▶ _WHAT TO PRODUCE_
Identify each line below that contains the word "index", and copy it out.

▶ _DATA EXTRACT_

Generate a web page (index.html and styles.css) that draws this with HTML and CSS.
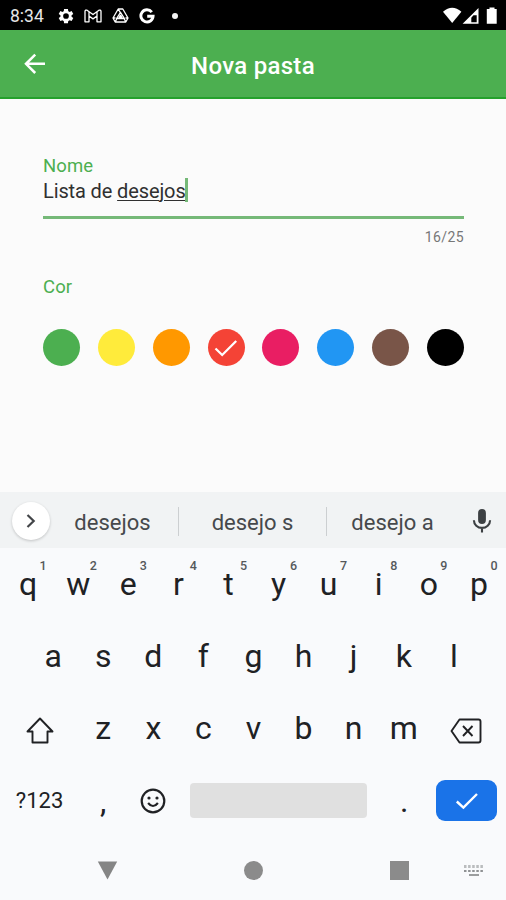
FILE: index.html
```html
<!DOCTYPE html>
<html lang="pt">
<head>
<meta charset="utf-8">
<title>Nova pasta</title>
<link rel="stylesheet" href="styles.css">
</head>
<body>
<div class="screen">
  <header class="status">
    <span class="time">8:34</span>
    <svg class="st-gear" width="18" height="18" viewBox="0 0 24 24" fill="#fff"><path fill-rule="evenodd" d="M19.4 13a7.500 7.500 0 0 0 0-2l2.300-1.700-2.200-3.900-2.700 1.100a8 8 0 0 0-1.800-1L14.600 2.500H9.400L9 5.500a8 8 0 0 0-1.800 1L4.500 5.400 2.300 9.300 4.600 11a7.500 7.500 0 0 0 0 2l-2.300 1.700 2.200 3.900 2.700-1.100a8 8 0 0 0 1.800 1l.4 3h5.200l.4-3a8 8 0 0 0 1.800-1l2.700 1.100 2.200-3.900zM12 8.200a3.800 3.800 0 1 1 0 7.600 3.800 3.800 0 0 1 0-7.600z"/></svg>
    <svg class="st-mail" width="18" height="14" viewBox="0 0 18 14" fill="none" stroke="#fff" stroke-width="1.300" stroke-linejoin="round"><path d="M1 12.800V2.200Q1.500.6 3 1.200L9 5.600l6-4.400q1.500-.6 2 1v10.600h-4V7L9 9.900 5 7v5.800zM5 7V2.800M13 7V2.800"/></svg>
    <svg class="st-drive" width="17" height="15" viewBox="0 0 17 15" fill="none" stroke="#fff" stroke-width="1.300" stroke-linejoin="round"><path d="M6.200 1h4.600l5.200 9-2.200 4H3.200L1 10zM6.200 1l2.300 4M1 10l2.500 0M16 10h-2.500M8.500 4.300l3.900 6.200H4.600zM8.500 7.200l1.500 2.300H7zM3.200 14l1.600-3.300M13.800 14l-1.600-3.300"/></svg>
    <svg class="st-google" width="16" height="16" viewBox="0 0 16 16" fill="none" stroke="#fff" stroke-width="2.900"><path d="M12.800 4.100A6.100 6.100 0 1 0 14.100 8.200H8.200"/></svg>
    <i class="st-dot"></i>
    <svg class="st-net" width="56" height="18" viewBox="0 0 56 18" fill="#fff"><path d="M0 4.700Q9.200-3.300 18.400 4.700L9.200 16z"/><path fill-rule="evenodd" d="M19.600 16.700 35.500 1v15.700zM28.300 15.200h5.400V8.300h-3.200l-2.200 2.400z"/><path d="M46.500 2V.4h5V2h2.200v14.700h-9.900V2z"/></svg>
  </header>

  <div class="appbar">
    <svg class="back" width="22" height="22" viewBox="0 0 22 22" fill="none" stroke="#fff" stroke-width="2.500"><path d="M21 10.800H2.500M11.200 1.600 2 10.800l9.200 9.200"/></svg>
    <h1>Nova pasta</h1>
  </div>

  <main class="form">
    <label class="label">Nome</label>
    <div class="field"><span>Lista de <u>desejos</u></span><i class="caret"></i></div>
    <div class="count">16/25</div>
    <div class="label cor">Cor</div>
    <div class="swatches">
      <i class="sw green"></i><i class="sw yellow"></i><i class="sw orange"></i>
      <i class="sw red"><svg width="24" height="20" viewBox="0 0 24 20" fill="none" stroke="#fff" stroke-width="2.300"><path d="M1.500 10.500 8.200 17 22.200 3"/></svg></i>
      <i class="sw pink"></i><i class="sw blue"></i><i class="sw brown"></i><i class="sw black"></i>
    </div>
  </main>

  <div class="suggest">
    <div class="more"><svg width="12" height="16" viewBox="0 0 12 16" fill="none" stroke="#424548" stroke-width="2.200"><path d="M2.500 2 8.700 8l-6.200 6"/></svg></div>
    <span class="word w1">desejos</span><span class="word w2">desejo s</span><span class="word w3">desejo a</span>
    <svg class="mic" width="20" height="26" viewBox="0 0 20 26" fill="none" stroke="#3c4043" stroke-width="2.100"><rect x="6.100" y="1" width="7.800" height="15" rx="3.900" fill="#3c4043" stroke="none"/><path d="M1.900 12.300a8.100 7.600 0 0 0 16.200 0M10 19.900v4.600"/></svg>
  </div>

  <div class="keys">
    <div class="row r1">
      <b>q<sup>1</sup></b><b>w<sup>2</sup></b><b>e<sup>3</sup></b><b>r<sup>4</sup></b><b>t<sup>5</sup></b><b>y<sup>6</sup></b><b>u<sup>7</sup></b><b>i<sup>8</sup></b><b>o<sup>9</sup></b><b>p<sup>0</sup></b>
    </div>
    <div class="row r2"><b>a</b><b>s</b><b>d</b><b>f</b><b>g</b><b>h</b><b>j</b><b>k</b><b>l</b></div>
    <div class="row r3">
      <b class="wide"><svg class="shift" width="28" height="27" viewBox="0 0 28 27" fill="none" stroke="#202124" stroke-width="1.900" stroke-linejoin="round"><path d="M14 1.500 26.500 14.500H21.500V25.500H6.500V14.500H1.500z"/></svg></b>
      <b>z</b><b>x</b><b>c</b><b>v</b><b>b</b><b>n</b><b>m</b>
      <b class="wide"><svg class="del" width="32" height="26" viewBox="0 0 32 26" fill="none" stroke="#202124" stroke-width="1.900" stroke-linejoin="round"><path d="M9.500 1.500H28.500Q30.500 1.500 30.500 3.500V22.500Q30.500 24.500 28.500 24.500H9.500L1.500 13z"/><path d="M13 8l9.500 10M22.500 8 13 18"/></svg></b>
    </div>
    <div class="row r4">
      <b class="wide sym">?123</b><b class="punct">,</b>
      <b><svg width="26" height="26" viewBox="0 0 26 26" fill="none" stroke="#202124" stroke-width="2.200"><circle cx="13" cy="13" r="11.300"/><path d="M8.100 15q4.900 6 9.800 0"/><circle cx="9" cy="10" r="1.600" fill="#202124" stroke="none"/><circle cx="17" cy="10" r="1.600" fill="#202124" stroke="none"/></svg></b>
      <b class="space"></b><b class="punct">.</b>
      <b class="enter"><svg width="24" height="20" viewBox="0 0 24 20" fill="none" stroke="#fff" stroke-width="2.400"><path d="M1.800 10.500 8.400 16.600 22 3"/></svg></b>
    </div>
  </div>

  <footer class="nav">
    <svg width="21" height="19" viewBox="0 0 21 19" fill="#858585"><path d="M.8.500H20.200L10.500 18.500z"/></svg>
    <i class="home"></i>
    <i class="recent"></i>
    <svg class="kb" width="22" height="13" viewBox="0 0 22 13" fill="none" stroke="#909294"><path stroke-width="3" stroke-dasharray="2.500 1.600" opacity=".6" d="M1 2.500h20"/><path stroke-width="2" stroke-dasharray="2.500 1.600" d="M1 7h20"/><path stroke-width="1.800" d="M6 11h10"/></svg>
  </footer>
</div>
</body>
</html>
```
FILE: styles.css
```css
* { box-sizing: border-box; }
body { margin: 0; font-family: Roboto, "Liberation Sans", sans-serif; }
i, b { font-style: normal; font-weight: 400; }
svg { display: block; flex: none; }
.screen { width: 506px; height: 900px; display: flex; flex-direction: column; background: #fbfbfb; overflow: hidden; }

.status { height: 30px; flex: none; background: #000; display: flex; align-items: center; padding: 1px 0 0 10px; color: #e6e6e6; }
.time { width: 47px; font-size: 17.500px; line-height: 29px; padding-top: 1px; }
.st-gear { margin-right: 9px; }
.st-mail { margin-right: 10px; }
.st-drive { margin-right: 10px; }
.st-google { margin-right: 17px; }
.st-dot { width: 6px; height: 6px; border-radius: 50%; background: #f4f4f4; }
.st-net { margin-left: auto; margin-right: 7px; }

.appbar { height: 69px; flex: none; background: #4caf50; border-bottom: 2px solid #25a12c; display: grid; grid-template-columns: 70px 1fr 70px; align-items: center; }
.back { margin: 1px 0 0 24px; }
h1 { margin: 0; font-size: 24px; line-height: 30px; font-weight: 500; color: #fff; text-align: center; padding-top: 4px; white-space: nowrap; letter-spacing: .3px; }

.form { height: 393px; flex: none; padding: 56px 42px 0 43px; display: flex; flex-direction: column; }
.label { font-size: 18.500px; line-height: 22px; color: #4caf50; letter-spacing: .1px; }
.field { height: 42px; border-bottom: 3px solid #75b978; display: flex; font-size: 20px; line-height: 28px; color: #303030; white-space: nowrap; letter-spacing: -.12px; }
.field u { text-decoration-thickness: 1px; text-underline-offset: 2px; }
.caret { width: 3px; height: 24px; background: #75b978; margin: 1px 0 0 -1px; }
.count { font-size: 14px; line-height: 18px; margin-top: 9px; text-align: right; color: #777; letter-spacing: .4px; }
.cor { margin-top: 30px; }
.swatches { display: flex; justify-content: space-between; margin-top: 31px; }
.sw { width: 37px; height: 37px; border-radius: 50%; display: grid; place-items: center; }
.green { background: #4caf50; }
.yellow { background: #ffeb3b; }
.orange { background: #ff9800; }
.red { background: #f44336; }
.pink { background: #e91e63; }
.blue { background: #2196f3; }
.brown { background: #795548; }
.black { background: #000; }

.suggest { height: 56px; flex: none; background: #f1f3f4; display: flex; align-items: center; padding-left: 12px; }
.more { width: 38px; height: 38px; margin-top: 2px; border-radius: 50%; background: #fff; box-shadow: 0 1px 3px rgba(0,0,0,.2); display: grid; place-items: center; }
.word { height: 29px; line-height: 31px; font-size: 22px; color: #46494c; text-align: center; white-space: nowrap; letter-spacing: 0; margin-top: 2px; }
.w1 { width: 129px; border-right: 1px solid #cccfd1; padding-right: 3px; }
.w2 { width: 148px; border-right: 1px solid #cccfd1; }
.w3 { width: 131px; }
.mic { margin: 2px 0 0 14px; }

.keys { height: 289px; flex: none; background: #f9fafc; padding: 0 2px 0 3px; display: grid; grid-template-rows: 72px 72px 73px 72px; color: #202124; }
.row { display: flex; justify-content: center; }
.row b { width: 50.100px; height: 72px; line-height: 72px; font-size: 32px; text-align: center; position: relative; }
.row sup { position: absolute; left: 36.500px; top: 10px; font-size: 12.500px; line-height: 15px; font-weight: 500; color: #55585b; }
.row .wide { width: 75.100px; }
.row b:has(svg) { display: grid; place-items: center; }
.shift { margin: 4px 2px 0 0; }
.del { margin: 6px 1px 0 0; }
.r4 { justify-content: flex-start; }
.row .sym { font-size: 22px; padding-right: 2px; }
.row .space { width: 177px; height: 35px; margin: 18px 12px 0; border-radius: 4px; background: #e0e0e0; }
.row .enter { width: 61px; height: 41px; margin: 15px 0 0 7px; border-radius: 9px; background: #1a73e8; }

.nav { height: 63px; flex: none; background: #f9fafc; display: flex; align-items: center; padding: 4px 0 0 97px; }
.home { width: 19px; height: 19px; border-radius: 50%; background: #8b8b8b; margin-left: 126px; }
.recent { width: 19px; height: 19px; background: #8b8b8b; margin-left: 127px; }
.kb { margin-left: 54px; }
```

▶ _REPLY_
Generate a web page (index.html and styles.css) that draws this with HTML and CSS.
FILE: index.html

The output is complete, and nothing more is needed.